**What this task involves**.
Look through the lines of the material and count those containing "would". Give that count alone.

Pages as source code
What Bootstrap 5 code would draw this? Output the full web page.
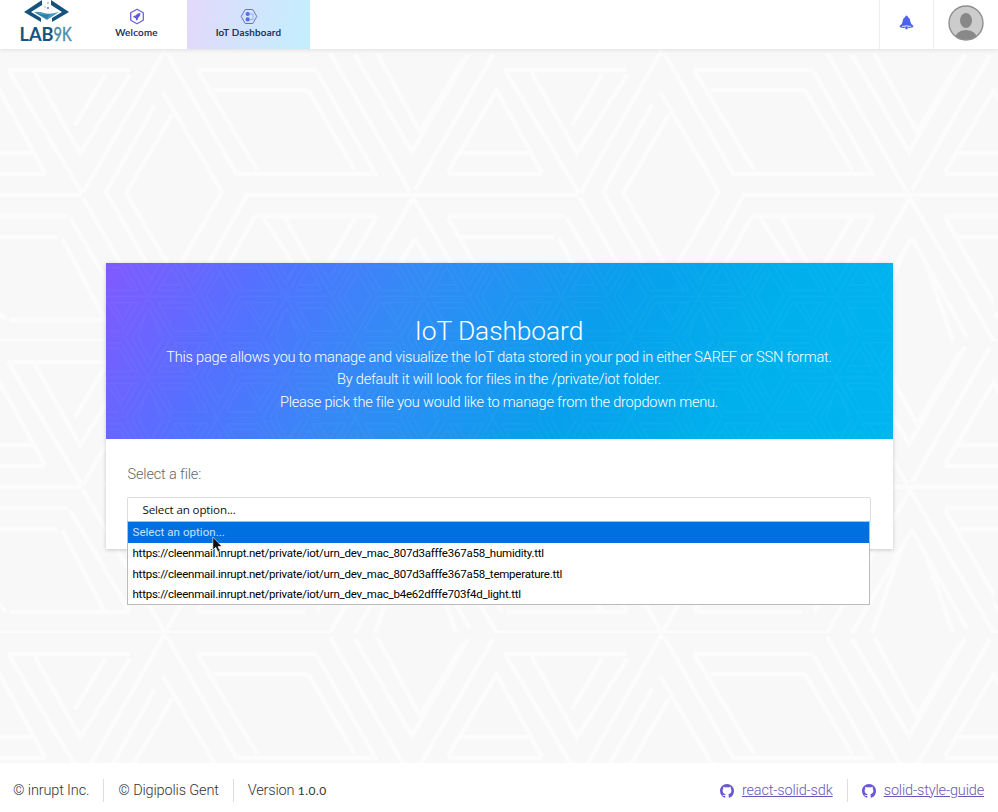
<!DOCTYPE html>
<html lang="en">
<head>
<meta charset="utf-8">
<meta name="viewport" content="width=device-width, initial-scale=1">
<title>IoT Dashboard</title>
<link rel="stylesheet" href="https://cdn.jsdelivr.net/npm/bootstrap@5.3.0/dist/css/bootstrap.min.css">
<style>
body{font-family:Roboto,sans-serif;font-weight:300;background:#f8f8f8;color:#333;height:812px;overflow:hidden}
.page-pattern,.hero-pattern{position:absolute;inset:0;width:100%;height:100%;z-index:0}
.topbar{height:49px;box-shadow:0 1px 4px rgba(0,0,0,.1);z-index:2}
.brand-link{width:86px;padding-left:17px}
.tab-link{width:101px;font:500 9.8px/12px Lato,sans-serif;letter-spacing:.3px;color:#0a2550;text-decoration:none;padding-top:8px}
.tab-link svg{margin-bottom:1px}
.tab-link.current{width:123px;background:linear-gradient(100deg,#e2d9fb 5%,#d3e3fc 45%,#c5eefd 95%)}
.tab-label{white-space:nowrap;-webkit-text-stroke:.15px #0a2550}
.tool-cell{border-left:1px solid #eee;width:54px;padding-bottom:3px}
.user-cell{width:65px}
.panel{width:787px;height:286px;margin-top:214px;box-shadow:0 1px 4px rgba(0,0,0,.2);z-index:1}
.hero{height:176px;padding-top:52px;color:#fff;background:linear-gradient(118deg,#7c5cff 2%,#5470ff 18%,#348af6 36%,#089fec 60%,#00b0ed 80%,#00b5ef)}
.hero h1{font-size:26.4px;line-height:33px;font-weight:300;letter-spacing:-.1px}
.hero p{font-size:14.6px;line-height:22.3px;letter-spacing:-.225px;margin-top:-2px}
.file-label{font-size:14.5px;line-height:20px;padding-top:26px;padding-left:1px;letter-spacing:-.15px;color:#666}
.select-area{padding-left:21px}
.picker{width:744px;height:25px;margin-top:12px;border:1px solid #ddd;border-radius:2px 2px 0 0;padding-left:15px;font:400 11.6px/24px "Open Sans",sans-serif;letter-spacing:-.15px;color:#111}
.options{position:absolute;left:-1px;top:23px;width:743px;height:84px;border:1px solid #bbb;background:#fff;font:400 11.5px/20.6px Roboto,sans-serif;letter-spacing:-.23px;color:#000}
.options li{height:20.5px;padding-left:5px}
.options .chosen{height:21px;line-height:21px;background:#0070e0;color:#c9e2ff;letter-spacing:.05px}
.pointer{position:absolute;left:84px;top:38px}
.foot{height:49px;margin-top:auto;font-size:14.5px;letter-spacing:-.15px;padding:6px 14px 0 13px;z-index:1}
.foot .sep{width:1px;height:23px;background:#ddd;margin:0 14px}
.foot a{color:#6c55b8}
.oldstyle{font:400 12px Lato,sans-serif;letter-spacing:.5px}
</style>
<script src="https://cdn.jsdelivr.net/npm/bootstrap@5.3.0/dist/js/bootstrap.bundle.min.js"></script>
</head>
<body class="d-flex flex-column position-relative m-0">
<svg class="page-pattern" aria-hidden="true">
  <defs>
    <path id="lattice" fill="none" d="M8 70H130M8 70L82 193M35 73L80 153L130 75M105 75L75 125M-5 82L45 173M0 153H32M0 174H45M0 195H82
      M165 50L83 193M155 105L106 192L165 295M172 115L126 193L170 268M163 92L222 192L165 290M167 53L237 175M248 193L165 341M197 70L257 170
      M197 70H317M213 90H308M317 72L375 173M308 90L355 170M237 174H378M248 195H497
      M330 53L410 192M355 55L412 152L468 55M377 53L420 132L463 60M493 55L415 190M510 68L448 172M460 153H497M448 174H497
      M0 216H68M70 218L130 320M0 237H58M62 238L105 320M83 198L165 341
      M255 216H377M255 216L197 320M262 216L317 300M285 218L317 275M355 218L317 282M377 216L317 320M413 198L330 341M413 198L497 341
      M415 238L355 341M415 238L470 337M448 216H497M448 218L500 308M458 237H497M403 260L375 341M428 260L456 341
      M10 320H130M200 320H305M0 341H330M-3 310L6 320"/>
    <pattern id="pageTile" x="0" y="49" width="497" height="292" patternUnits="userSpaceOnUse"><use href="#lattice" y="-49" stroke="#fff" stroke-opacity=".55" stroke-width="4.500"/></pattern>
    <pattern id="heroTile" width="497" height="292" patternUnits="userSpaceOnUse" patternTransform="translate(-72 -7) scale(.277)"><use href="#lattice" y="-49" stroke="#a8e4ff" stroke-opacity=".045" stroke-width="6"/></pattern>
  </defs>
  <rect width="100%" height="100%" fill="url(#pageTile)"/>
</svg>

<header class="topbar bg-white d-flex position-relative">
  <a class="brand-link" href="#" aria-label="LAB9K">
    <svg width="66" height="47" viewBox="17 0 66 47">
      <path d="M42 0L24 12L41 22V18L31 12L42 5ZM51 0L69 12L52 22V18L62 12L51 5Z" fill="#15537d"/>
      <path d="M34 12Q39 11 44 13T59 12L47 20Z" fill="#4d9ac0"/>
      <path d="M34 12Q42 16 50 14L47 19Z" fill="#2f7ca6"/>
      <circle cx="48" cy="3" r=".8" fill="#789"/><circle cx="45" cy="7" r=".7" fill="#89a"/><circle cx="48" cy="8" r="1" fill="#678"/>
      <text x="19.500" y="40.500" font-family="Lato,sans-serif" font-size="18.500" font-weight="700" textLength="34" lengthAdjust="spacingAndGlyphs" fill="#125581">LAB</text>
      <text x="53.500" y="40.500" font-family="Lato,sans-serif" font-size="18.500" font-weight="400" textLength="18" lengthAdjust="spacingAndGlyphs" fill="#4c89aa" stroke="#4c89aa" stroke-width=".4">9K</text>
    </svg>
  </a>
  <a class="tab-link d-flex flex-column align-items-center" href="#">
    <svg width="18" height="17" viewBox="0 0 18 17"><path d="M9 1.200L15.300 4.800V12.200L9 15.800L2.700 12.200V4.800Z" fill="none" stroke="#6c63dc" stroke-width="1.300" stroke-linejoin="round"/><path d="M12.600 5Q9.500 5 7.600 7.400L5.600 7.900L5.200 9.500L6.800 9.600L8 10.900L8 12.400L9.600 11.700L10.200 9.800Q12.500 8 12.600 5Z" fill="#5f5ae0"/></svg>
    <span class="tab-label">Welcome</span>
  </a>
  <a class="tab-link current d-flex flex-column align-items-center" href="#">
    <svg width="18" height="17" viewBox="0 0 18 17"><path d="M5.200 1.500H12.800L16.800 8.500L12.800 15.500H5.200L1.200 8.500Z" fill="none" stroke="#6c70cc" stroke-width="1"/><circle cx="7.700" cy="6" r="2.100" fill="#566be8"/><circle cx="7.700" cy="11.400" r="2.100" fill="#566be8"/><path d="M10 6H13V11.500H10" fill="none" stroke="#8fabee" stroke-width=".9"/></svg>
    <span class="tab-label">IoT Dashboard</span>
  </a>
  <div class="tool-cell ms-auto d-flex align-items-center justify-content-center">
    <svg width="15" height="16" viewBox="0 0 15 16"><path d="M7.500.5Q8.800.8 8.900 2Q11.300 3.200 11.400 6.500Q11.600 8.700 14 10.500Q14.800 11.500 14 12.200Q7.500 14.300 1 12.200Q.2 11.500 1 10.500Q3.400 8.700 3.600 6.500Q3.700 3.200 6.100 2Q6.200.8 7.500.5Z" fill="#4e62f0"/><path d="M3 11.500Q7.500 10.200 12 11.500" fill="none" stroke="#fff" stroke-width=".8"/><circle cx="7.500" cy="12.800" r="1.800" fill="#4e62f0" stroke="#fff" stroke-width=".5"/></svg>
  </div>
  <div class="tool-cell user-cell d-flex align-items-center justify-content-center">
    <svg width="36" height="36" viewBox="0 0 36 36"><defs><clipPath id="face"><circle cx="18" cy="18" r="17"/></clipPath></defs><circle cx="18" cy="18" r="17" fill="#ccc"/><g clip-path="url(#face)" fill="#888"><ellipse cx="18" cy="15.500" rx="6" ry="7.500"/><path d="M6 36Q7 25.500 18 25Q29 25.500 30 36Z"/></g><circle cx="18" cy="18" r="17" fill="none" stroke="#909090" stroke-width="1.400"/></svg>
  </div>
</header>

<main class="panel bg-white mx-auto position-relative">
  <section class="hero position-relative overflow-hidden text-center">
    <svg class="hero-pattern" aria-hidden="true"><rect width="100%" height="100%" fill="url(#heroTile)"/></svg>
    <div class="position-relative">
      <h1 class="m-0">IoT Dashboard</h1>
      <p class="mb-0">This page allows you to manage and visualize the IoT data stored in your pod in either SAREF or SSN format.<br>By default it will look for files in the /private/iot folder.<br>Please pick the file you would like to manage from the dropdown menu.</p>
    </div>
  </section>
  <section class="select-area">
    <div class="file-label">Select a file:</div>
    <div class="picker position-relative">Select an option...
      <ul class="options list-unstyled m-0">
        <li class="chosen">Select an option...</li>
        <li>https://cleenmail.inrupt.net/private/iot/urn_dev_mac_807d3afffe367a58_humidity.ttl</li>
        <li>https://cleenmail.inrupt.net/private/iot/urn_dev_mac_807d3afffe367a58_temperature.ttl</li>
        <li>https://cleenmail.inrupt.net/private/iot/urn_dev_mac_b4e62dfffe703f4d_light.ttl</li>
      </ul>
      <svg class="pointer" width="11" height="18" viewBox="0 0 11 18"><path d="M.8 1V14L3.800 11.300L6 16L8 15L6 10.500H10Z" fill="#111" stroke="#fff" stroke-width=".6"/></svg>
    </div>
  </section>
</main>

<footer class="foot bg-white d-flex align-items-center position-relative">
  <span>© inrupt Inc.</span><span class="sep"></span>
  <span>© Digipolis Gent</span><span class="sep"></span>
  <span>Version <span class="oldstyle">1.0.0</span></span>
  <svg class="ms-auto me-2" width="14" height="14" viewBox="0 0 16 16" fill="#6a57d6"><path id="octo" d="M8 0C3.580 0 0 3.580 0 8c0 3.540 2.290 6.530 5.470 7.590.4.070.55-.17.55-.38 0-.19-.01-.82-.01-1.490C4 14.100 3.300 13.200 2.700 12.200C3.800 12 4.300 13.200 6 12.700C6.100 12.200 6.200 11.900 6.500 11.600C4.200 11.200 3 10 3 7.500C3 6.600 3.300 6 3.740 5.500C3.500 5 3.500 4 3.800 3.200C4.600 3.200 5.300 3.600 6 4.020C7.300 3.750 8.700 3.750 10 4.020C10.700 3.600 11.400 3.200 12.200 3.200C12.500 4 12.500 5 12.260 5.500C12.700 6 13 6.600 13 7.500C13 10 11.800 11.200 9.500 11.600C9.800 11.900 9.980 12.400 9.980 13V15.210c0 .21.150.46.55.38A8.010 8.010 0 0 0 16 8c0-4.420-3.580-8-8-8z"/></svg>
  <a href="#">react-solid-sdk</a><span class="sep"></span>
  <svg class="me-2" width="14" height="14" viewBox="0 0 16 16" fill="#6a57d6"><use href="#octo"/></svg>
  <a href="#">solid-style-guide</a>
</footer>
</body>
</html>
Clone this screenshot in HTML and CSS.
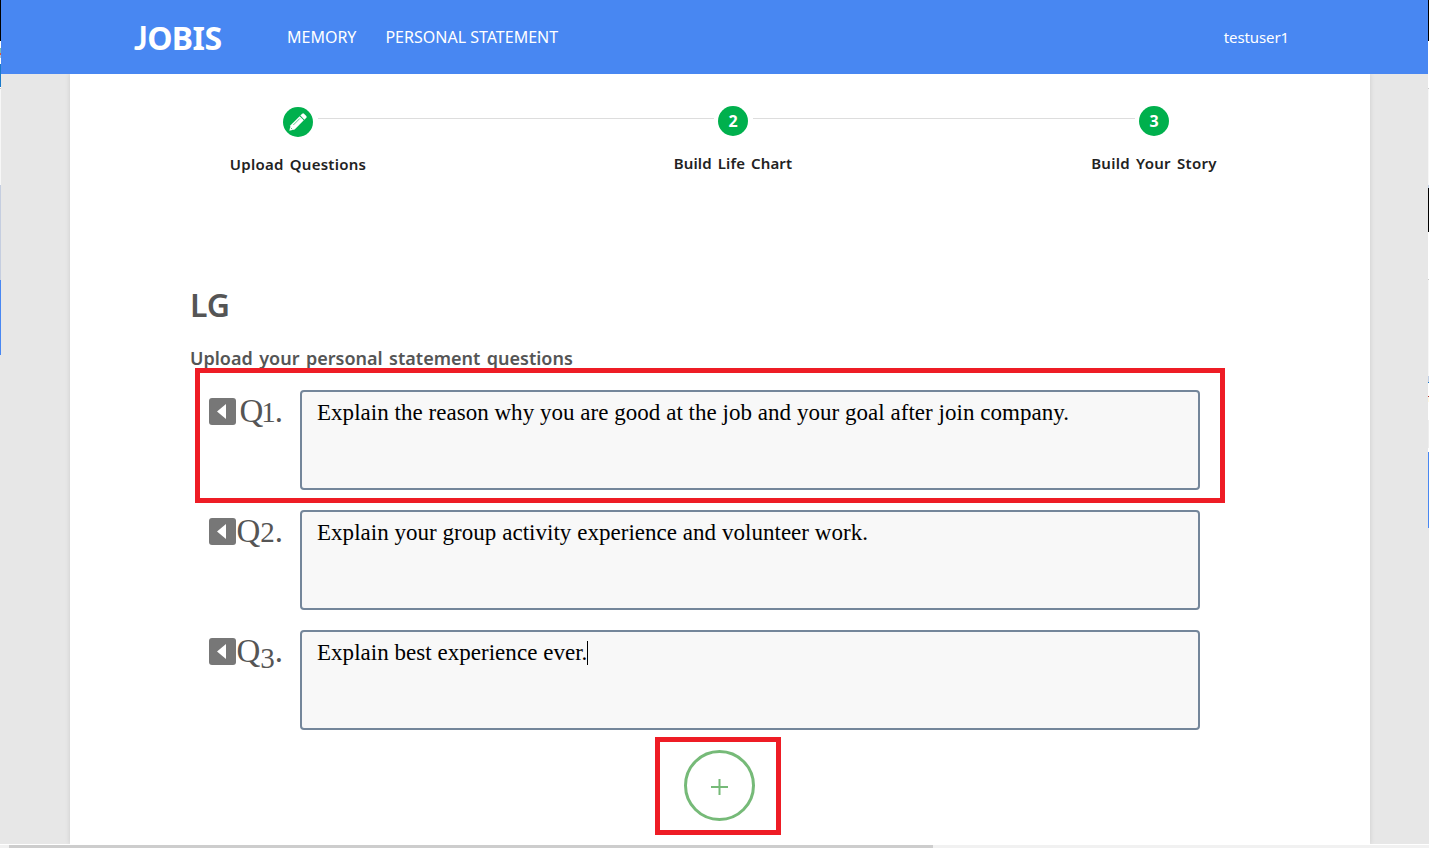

**Correct result**.
2